> _Task details_
Retype word for word the first line of the listing and each line after it up to the line with "MdArrowBack, MdArrowDropDown, MdEdit", with the pictures taken out.

> _Dataset section_
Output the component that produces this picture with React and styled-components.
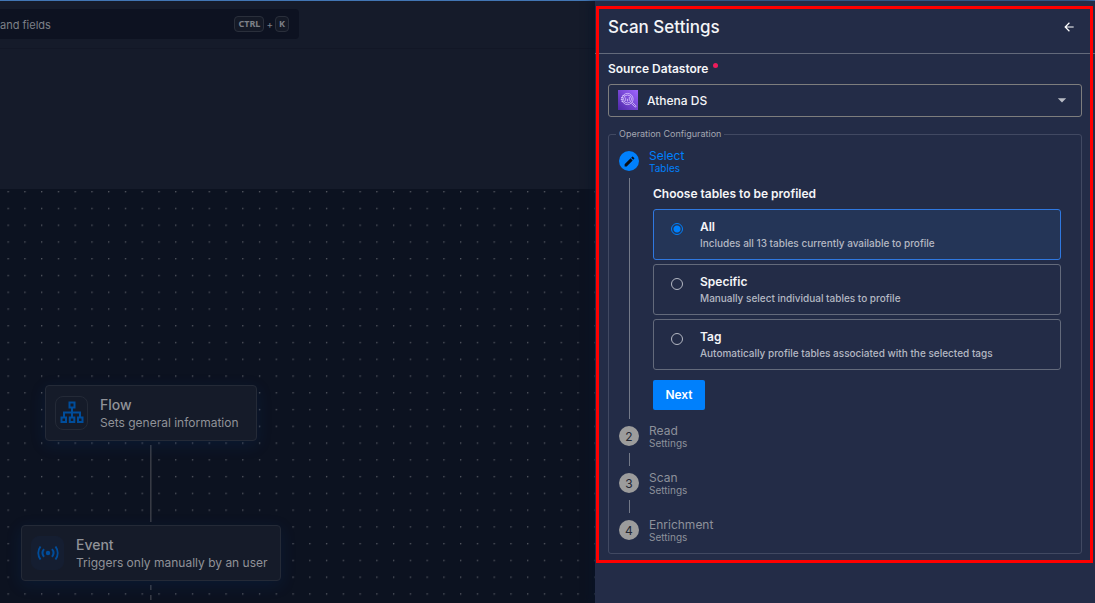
import { useState } from 'react'
import styled, { createGlobalStyle } from 'styled-components'
import { MdArrowBack, MdArrowDropDown, MdEdit } from 'react-icons/md'

const Vars = {
  font: "Inter, 'Noto Sans', sans-serif",
  panel: '#232c47',
  primary: '#0080fc',
  text: '#f4f5f8',
  muted: '#b4b8c3',
  dim: '#8d919b',
  line: '#636a7b',
}

const GlobalStyle = createGlobalStyle`
  * {
    box-sizing: border-box;
  }
  body {
    margin: 0;
    background: #0c1220;
    font-family: ${Vars.font};
  }
  button, input, select {
    font-family: inherit;
  }
`

const Page = styled.div`
  display: grid;
  grid-template-columns: minmax(0, 1fr) 500px;
  min-height: 100vh;
  border-top: 1px solid #4276b4;
`

const Main = styled.main`
  display: flex;
  flex-direction: column;
  min-width: 0;
  overflow: hidden;
  background: #151b2a;
`

const TopBar = styled.header`
  display: flex;
  align-items: center;
  height: 48px;
  padding-bottom: 1px;
  border-bottom: 1px solid #121726;
`

const SearchBox = styled.label`
  display: flex;
  align-items: center;
  width: 299px;
  height: 30px;
  padding-right: 10px;
  border-radius: 0 4px 4px 0;
  background: #0d1221;
  color: #7d8088;
  font-size: 10px;
  input {
    flex: 1;
    min-width: 0;
    padding: 2px 0 0;
    border: 0;
    outline: 0;
    background: transparent;
    color: #7d8088;
    font-size: 11px;
    &::placeholder {
      color: #7d8088;
      opacity: 1;
    }
  }
  kbd {
    padding: 0 3px;
    border: 1px solid #2a2f3b;
    border-radius: 4px;
    background: #141926;
    font: 700 9px/14px 'Noto Sans', sans-serif;
  }
  span {
    padding: 0 2px;
  }
`

const Summary = styled.div`
  height: 140px;
`

const Canvas = styled.section`
  position: relative;
  flex: 1;
  overflow: hidden;
  background: #0c1220;
`

const Backdrop = styled.svg`
  display: block;
  position: absolute;
  inset: 0;
  width: 100%;
  height: 100%;
`

const Node = styled.article`
  display: flex;
  align-items: center;
  gap: 12px;
  position: absolute;
  left: ${(props) => props.$x}px;
  top: ${(props) => props.$y}px;
  width: ${(props) => props.$width}px;
  height: 56px;
  padding: 0 9px;
  border: 1px solid #242a37;
  border-radius: 4px;
  background: #151b29;
  box-shadow: 0 4px 16px rgba(0, 70, 150, 0.16);
  color: #909298;
  h2 {
    margin: 0;
    padding-top: 2px;
    font-size: 14px;
    font-weight: 500;
    line-height: 18px;
  }
  p {
    margin: 0;
    font-size: 12px;
    line-height: 18px;
    white-space: nowrap;
  }
`

const NodeIcon = styled.div`
  display: flex;
  align-items: center;
  justify-content: center;
  flex: none;
  width: 33px;
  height: 34px;
  border: 1px solid ${(props) => (props.$outlined ? '#242a37' : '#151e31')};
  border-radius: 8px;
  background: ${(props) => (props.$outlined ? '#151b29' : '#151e31')};
`

const Panel = styled.aside`
  position: relative;
  z-index: 1;
  background: ${Vars.panel};
  box-shadow: -4px 0 8px rgba(8, 20, 40, 0.7);
`

const Framed = styled.div`
  position: relative;
  &::after {
    content: '';
    position: absolute;
    inset: 5px 2px -9px 1px;
    border: 3px solid #fe0000;
    pointer-events: none;
  }
`

const PanelHeader = styled.header`
  display: flex;
  align-items: center;
  justify-content: space-between;
  height: 53px;
  padding: 0 19px 1px 13px;
  border-bottom: 1px solid ${Vars.line};
  h1 {
    margin: 0;
    color: ${Vars.text};
    font-size: 17px;
    font-weight: 500;
  }
  button {
    display: flex;
    padding: 0;
    border: 0;
    background: none;
    color: #fff;
    cursor: pointer;
  }
`

const Form = styled.form`
  padding: 7px 13px 0;
`

const FieldLabel = styled.label`
  display: flex;
  gap: 5px;
  margin-bottom: 7px;
  color: ${Vars.text};
  font-size: 12px;
  font-weight: 600;
  line-height: 16px;
  &::after {
    content: '';
    width: 5px;
    height: 5px;
    margin-top: 2px;
    border-radius: 50%;
    background: #ed1c5b;
  }
`

const SelectBox = styled.div`
  display: flex;
  align-items: center;
  gap: 9px;
  height: 33px;
  padding: 0 9px 1px;
  border: 1px solid #7d7d7d;
  border-radius: 3px;
  color: #b9bcc5;
  select {
    flex: 1;
    min-width: 0;
    padding: 0;
    border: 0;
    outline: 0;
    appearance: none;
    background: transparent;
    color: ${Vars.text};
    font-size: 12px;
    font-weight: 500;
  }
`

const Group = styled.fieldset`
  min-width: 0;
  margin: 11px 0 0;
  padding: 9px 10px;
  border: 1px solid #414962;
  border-radius: 3px;
  legend {
    margin-left: -3px;
    padding: 0 3px;
    color: #a3a7b2;
    font-size: 9px;
    line-height: 12px;
  }
`

const Steps = styled.ol`
  margin: 0;
  padding: 0;
  list-style: none;
`

const StepItem = styled.li`
  display: flex;
  gap: 10px;
  min-height: ${(props) => (props.$last ? 26 : 47)}px;
`

const Marker = styled.div`
  display: flex;
  flex-direction: column;
  align-items: center;
  gap: 7px;
  flex: none;
  width: 20px;
  padding: ${(props) => (props.$last ? '2px 0 0' : '2px 0 5px')};
  &::after {
    content: '';
    display: ${(props) => (props.$last ? 'none' : 'block')};
    flex: 1;
    width: 1px;
    background: #737988;
  }
`

const Circle = styled.span`
  display: flex;
  align-items: center;
  justify-content: center;
  flex: none;
  width: 20px;
  height: 20px;
  border-radius: 50%;
  background: ${(props) => (props.$active ? Vars.primary : '#9c9c9c')};
  color: ${(props) => (props.$active ? '#0b0f18' : '#232733')};
  font-size: 12px;
`

const StepContent = styled.div`
  flex: 1;
  min-width: 0;
`

const StepTitle = styled.div`
  color: ${(props) => (props.$active ? Vars.primary : Vars.dim)};
  font-size: 12px;
  line-height: 14px;
  small {
    display: block;
    font-size: 10px;
    line-height: 10px;
  }
`

const StepBody = styled.div`
  padding: 13px 10px 14px 4px;
  h2 {
    margin: 0 0 7px;
    color: ${Vars.text};
    font-size: 12px;
    font-weight: 600;
    line-height: 16px;
  }
`

const Options = styled.div`
  display: grid;
  gap: 4px;
  margin-bottom: 10px;
`

const Option = styled.label`
  display: flex;
  align-items: flex-start;
  gap: 17px;
  min-height: 51px;
  padding: 9px 17px 8px;
  border: 1px solid ${(props) => (props.$checked ? '#2f78e0' : Vars.line)};
  border-radius: 3px;
  background: ${(props) => (props.$checked ? '#243557' : 'transparent')};
  color: ${Vars.muted};
  font-size: 10px;
  font-weight: 500;
  line-height: 16px;
  cursor: pointer;
  input {
    flex: none;
    width: 12px;
    height: 12px;
    margin: 4px 0 0;
    border: 1px solid #b4b8c3;
    border-radius: 50%;
    appearance: none;
  }
  input:checked {
    border-color: ${Vars.primary};
    background: radial-gradient(circle, ${Vars.primary} 3px, transparent 4px);
  }
  strong {
    display: block;
    color: ${Vars.text};
    font-size: 12px;
    font-weight: 600;
  }
`

const NextButton = styled.button`
  width: 52px;
  height: 30px;
  padding: 0 0 1px;
  border: 0;
  border-radius: 2px;
  background: ${Vars.primary};
  color: #fff;
  font-size: 12px;
  font-weight: 600;
  cursor: pointer;
`

const options = [
  { id: 'all', title: 'All', text: 'Includes all 13 tables currently available to profile' },
  { id: 'specific', title: 'Specific', text: 'Manually select individual tables to profile' },
  { id: 'tag', title: 'Tag', text: 'Automatically profile tables associated with the selected tags' },
]

const steps = [
  { title: 'Select', sub: 'Tables' },
  { title: 'Read', sub: 'Settings' },
  { title: 'Scan', sub: 'Settings' },
  { title: 'Enrichment', sub: 'Settings' },
]

const FlowIcon = () => (
  <svg width="24" height="24" viewBox="0 0 24 24" fill="none" stroke="#004d9b" strokeWidth="2">
    <path d="M9.500 1.500h5v5h-5zM1.500 16.500h4.500v4.500H1.500zM9.800 16.500h4.500v4.500H9.800zM18 16.500h4.500v4.500H18zM12 6.500v10M4 16.500v-5h16v5" />
  </svg>
)

const EventIcon = () => (
  <svg width="22" height="22" viewBox="0 0 22 22" fill="none" stroke="#004d9b" strokeWidth="2">
    <path d="M3.500 4.500a11 11 0 0 0 0 13M18.500 4.500a11 11 0 0 1 0 13M7 7.200a6 6 0 0 0 0 7.600M15 7.200a6 6 0 0 1 0 7.600" />
    <circle cx="11" cy="11" r="2.200" fill="#004d9b" stroke="none" />
  </svg>
)

const AthenaIcon = () => (
  <svg width="20" height="20" viewBox="0 0 20 20" fill="none" stroke="#d9c6ff" strokeWidth="0.8">
    <defs>
      <linearGradient id="athena" x1="0" y1="1" x2="1" y2="0">
        <stop offset="0" stopColor="#4d27a8" />
        <stop offset="1" stopColor="#a066ff" />
      </linearGradient>
    </defs>
    <path d="M0 0h20v20H0z" fill="url(#athena)" stroke="none" />
    <circle cx="9.500" cy="9" r="5.600" />
    <circle cx="9.500" cy="9" r="4" />
    <path d="M7.700 11V7.500M9.500 11.500V8.800M11.300 10.800V7M3 7.500h2M2.800 9.500h2M3.500 11.500h2M4.500 5.500h2M13.300 13.400l3.500 3.400c.8.600 1.600-.2 1-1l-3.400-3.500" />
  </svg>
)

const FlowCanvas = () => (
  <Canvas>
    <Backdrop aria-hidden="true">
      <defs>
        <pattern id="dots" x="7.500" y="2" width="16.760" height="16.760" patternUnits="userSpaceOnUse">
          <circle cx="0.700" cy="0.700" r="0.700" fill="#62656e" />
        </pattern>
      </defs>
      <rect width="100%" height="100%" fill="url(#dots)" />
      <path d="M150.800 256v77" stroke="#3a3d47" strokeWidth="1.500" />
      <path d="M150.800 396v30" stroke="#3a3d47" strokeWidth="1.500" strokeDasharray="5 5" />
    </Backdrop>
    <Node $x={45} $y={196} $width={212}>
      <NodeIcon $outlined>
        <FlowIcon />
      </NodeIcon>
      <div>
        <h2>Flow</h2>
        <p>Sets general information</p>
      </div>
    </Node>
    <Node $x={21} $y={336} $width={260}>
      <NodeIcon>
        <EventIcon />
      </NodeIcon>
      <div>
        <h2>Event</h2>
        <p>Triggers only manually by an user</p>
      </div>
    </Node>
  </Canvas>
)

const ChooseTables = () => {
  const [checked, setChecked] = useState('all')
  return (
    <StepBody>
      <h2 id="choose">Choose tables to be profiled</h2>
      <Options role="radiogroup" aria-labelledby="choose">
        {options.map(({ id, title, text }) => (
          <Option key={id} $checked={checked === id}>
            <input type="radio" name="tables" checked={checked === id} onChange={() => setChecked(id)} />
            <span>
              <strong>{title}</strong>
              {text}
            </span>
          </Option>
        ))}
      </Options>
      <NextButton type="button">Next</NextButton>
    </StepBody>
  )
}

const ScanSettings = () => (
  <Panel>
    <Framed>
      <PanelHeader>
        <h1>Scan Settings</h1>
        <button type="button" aria-label="Back">
          <MdArrowBack size={14} />
        </button>
      </PanelHeader>
      <Form>
        <FieldLabel htmlFor="datastore">Source Datastore</FieldLabel>
        <SelectBox>
          <AthenaIcon />
          <select id="datastore">
            <option>Athena DS</option>
          </select>
          <MdArrowDropDown size={20} />
        </SelectBox>
        <Group>
          <legend>Operation Configuration</legend>
          <Steps>
            {steps.map(({ title, sub }, index) => {
              const active = index === 0
              const last = index === steps.length - 1
              return (
                <StepItem key={title} $last={last}>
                  <Marker $last={last}>
                    <Circle $active={active}>{active ? <MdEdit size={13} /> : index + 1}</Circle>
                  </Marker>
                  <StepContent>
                    <StepTitle $active={active}>
                      {title}
                      <small>{sub}</small>
                    </StepTitle>
                    {active && <ChooseTables />}
                  </StepContent>
                </StepItem>
              )
            })}
          </Steps>
        </Group>
      </Form>
    </Framed>
  </Panel>
)

const App = () => (
  <>
    <GlobalStyle />
    <Page>
      <Main>
        <TopBar>
          <SearchBox>
            <input type="search" aria-label="Search" placeholder="and fields" />
            <kbd>CTRL</kbd>
            <span>+</span>
            <kbd>K</kbd>
          </SearchBox>
        </TopBar>
        <Summary />
        <FlowCanvas />
      </Main>
      <ScanSettings />
    </Page>
  </>
)

export default App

> _Solution to this problem_
Output the component that produces this picture with React and styled-components.
import { useState } from 'react'
import styled, { createGlobalStyle } from 'styled-components'
import { MdArrowBack, MdArrowDropDown, MdEdit } from 'react-icons/md'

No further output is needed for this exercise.